Mundo das Palavras

MÚSICO DENUNCIA PRECONCEITO NA USP

Pela primeira, um brasileiro se tornou mestre-regente do coral Meninos Cantores de Viena, cuja importância na História da Música se pode avaliar pelos nomes dos gênios que já o conduziram, ao longo dos seus 500 anos de existência, entre os quais Wolfgang Amadeus Mozart. Luiz Guilherme de Godoy, jovem negro de 28 anos, nascido em Mogi das Cruzes, obteve esta honra depois de disputá-la num concurso. Sua trajetória, no Brasil, cheia de muitas dificuldades, ele reconstituiu para a BBC-Brasil.
 
Num trecho chocante de seu relato, Luiz se referiu à sua passagem, como aluno pelo Departamento de Música de USP. Disse ele: “O ensino universitário sempre foi algo destinado à elite, mas o ambiente de Arte e Música, talvez, seja o mais elitista e preconceituoso. Eu me sentia deslocado no Departamento de Música da USP. Encerrei o curso com uma média de 9,3. E tirei nota máxima no Trabalho de Conclusão de Curso. Porém, tive algumas experiências muito desgastantes, sobretudo com professores. Me disseram: ‘Você não vai ser músico’. Isso sem se basear em questões técnicas. Mas em preconceitos. Eu sou negro e tenho certeza absoluta de que, quanto mais escura a pele, mais o comportamento das pessoas que interagem com a gente muda, no Brasil.
 
Há um racismo velado nessas instituições tradicionalmente voltadas para a elite porque ninguém se assume racista.
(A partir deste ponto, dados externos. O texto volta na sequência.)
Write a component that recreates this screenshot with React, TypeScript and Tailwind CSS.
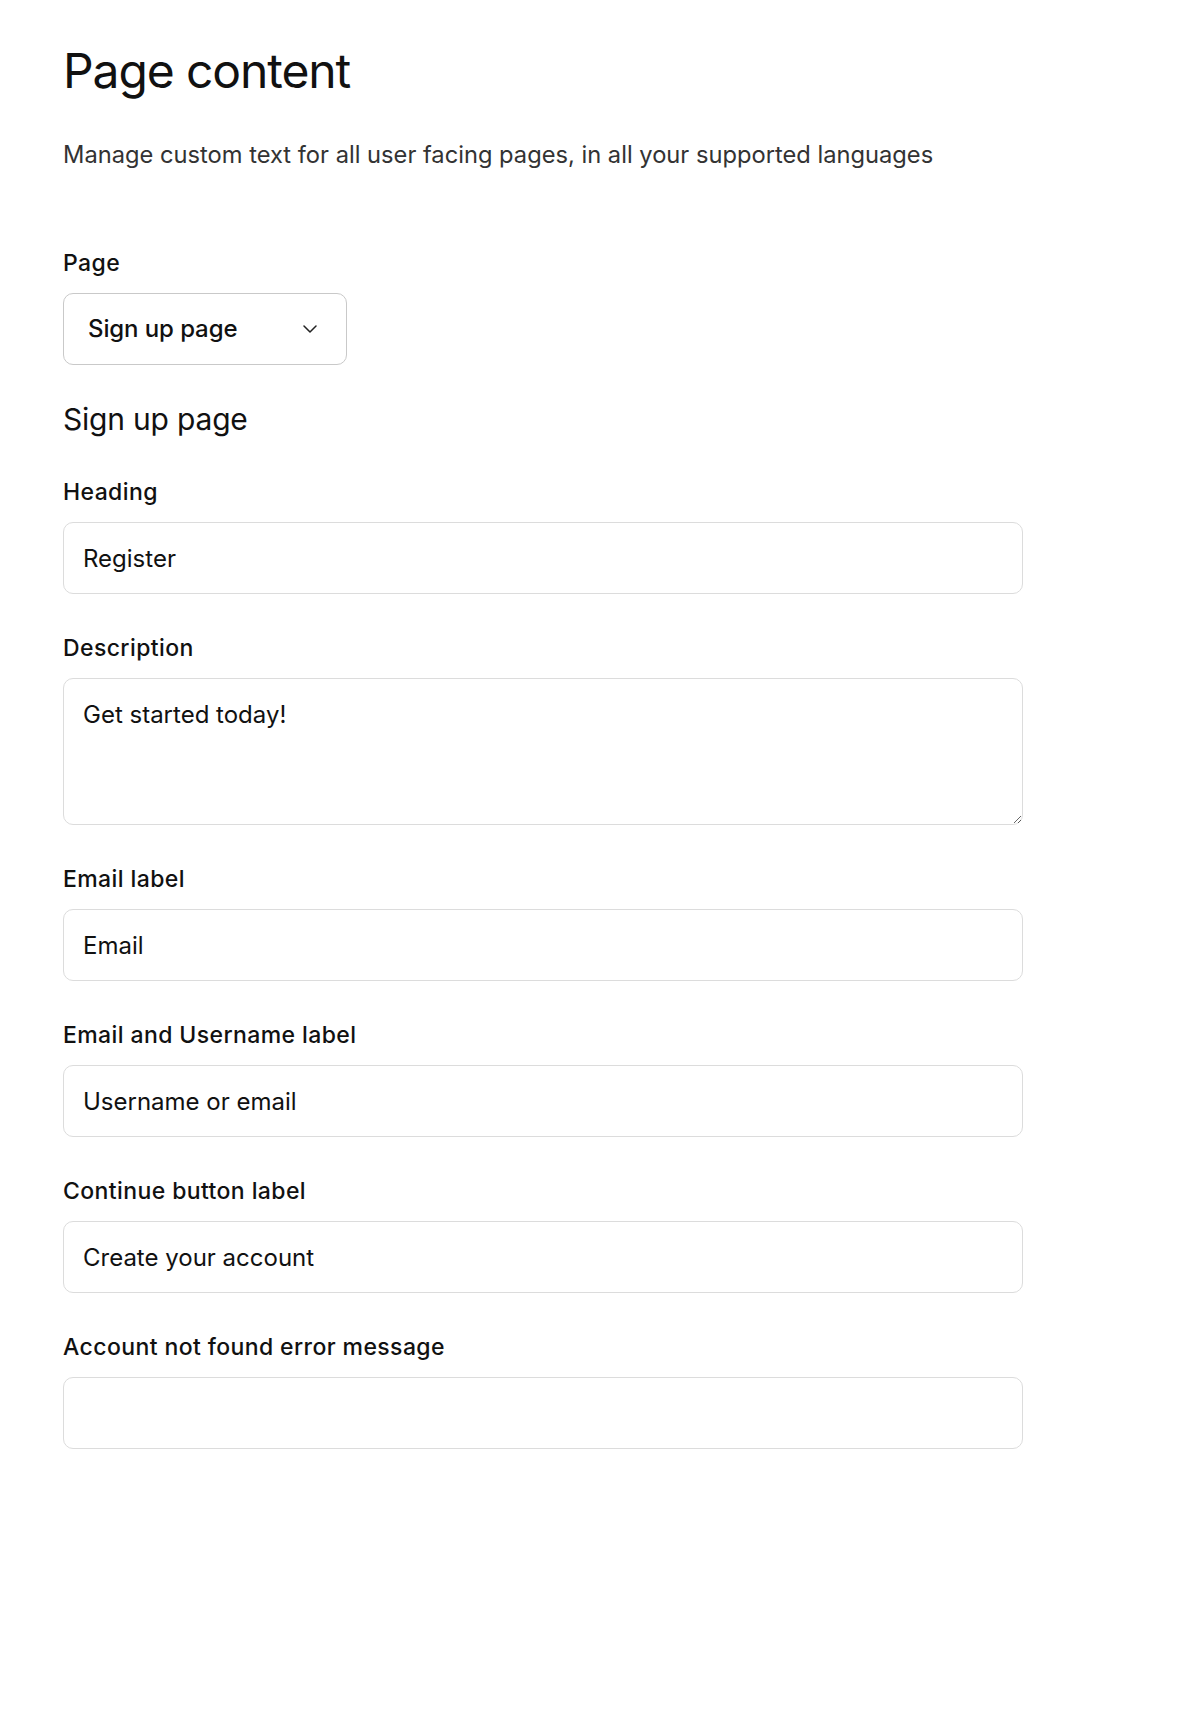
import { ChangeEvent, useState } from 'react'

interface Field {
  id: string
  label: string
  value: string
  multiline?: boolean
}

const initialFields: Field[] = [
  { id: 'heading', label: 'Heading', value: 'Register' },
  { id: 'description', label: 'Description', value: 'Get started today!', multiline: true },
  { id: 'email', label: 'Email label', value: 'Email' },
  { id: 'emailOrUsername', label: 'Email and Username label', value: 'Username or email' },
  { id: 'continue', label: 'Continue button label', value: 'Create your account' },
  { id: 'notFound', label: 'Account not found error message', value: '' },
]

// Shared look for inputs and the textarea
const controlClass =
  'block w-full rounded-[10px] border border-[#dcdcdc] bg-white px-[19px] text-[24px] leading-[36px] text-[#111] outline-none focus:border-[#9a9a9a]'

const labelClass = 'block text-[23px] leading-[32px] font-medium tracking-[0.4px] text-[#111]'

export default function App() {
  const [fields, setFields] = useState(initialFields)

  const update = (id: string) => (e: ChangeEvent<HTMLInputElement | HTMLTextAreaElement>) => {
    const value = e.target.value
    setFields((prev) => prev.map((f) => (f.id === id ? { ...f, value } : f)))
  }

  return (
    <div className="min-h-screen bg-white font-['Inter','Noto_Sans',sans-serif] text-[#111]">
      <div className="w-[960px] pl-[63px] pt-[43px] pb-[120px] box-content">
        <h1 className="text-[48px] leading-[56px] font-normal tracking-[-1.1px] text-[#111]">Page content</h1>
        <p className="mt-[40px] text-[23.7px] leading-[32px] text-[#333]">
          Manage custom text for all user facing pages, in all your supported languages
        </p>

        {/* Page picker */}
        <div className="mt-[76px]">
          <label className={labelClass}>Page</label>
          <button
            type="button"
            className="mt-[14px] flex h-[72px] w-[284px] items-center justify-between rounded-[10px] border border-[#c9c9c9] bg-white pl-[24px] pr-[29px] text-[24px] font-medium tracking-[-0.1px] text-[#111]"
          >
            <span>Sign up page</span>
            <svg width="14" height="8" viewBox="0 0 14 8" fill="none">
              <polyline points="1,1 7,7 13,1" stroke="#222" strokeWidth="1.5" strokeLinecap="round" strokeLinejoin="round" />
            </svg>
          </button>
        </div>

        <h2 className="mt-[34px] text-[30px] leading-[40px] font-normal tracking-[-0.2px] text-[#111]">Sign up page</h2>

        <div className="mt-[37px] flex flex-col gap-[38px]">
          {fields.map((f) => (
            <div key={f.id}>
              <label htmlFor={f.id} className={labelClass}>
                {f.label}
              </label>
              {f.multiline ? (
                <textarea
                  id={f.id}
                  value={f.value}
                  onChange={update(f.id)}
                  className={`${controlClass} mt-[14px] h-[147px] pt-[18px] pb-[16px]`}
                />
              ) : (
                <input
                  id={f.id}
                  type="text"
                  value={f.value}
                  onChange={update(f.id)}
                  className={`${controlClass} mt-[14px] h-[72px]`}
                />
              )}
            </div>
          ))}
        </div>
      </div>
    </div>
  )
}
Jamais me disseram:  ‘Luiz, você não vai dar certo na música porque você é negro’. Certa vez, tive de tocar piano na casa de uma senhora da alta sociedade paulistana. O objetivo era que a gente se apresentasse para possíveis financiadores da nossa carreira. Você está nesse ambiente e todos os seus colegas são brancos. E todas as outras pessoas também são brancas.
 
Em seguida, aqueles colegas vão tendo oportunidades, a partir daquela situação na qual você também estava. Menos você. Em outra oportunidade, seu professor fala para você que a classe toda vai para Boston, nos Estados Unidos, nas férias de julho, para uma aula de aperfeiçoamento. Eu digo: ‘Que legal!’. Mas não tenho condições de ir. Tempos depois, o mesmo professor diz: ‘Você precisa comprar um piano de cauda’. E acrescenta que conhece um amigo que vende por dezoito mil reais. Eu agradeço, mas respondo que é muito dinheiro para mim. O semestre acaba e esse professor pede para eu trocar de classe porque, alega, ‘tem a sensação’ de que eu não me esforço o suficiente.
 
Agora que teve seu talento e seu esforço reconhecidos na Áustria, Luiz dará aulas, também, para alunos negros, no local onde está instalado o coral vienense. O Palácio Augarten, cuja imagem acompanha este texto.